During World War II, Sampson was one of only three Canadian military personnel stationed at Supreme Headquarters Allied Expeditionary Force (SHAEF) under General Dwight D. Eisenhower,[1] the Supreme Allied Commander. He was selected due to his expertise regarding the repatriation of military prisoners of war. Notable later stations included Argentina and Paris following World War II.[2] Sampson was head of air force personnel in London leading up to the Battle of Britain 1939 - 1940.[3] In February 1939, following the Munich Agreement and during preparations to defend England against an imminent German air campaign, which commenced later that year, Sampson was instrumental in quashing a general strike by 1,500 Canadian enlisted personnel stationed at RCAF Odiham Air Base, Down Ampney, Gloucestershire, England. With threat of war on the horizon, the enlisted personnel were seeking immediate repatriation to Canada.[4] The base was a critical air logistics hub for British defensive operations. Acting on direct orders from Canadian Prime Minister Mackenzie King to enforce Canada’s military commitments in defense of England in the lead up to World War II, Sampson confronted strike leaders on the steps of Canada House in London, February 8, 1939 declaring "It will be considered mutiny if you men are out after February 11, 1939".[5]

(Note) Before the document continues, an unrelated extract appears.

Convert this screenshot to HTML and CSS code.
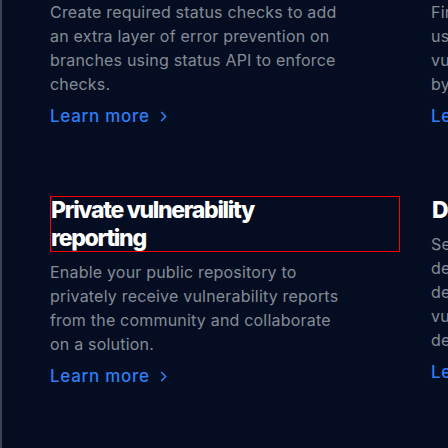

During the war, Sampson was assigned to RAF No. 27 to train British and Commonwealth fighter pilots, and later assigned to station command at Allerton Park (Allerton Castle) upon the establishment of No. 6 Group RCAF (No. 6 Group RCAF).[6] At the war's end the RCAF had 11 bomber stations in England; seven of these were operational stations, controlled by No. 6 Group responsible for over 40,000 sorties, making it one of the most productive bomber units of the entire war.[7] An expert on prisoners of war, Sampson was one of only three Canadian nationals assigned to Supreme Headquarters Allied Expeditionary Force (SHAEF) upon preparations for Project Overlord: D-Day, with direct responsibility for repatriating first military, then later civilian POWs.[8] During this period, Sampson lobbied General Eisenhower extensively, and ultimately, successfully, to extend SHAEF command authority to include civilian repatriation, thereby making the liberation of concentration camps a military responsibility. Sampson was awarded the Legion of Merit by Dwight D. Eisenhower at Camp Griffis on December 12, 1944 for his efforts.[9] The medal is the highest military honor that can be awarded to a foreign national by the U.S. government. It is the only citation to be awarded as a neck order, other than the Congressional Medal of Honor.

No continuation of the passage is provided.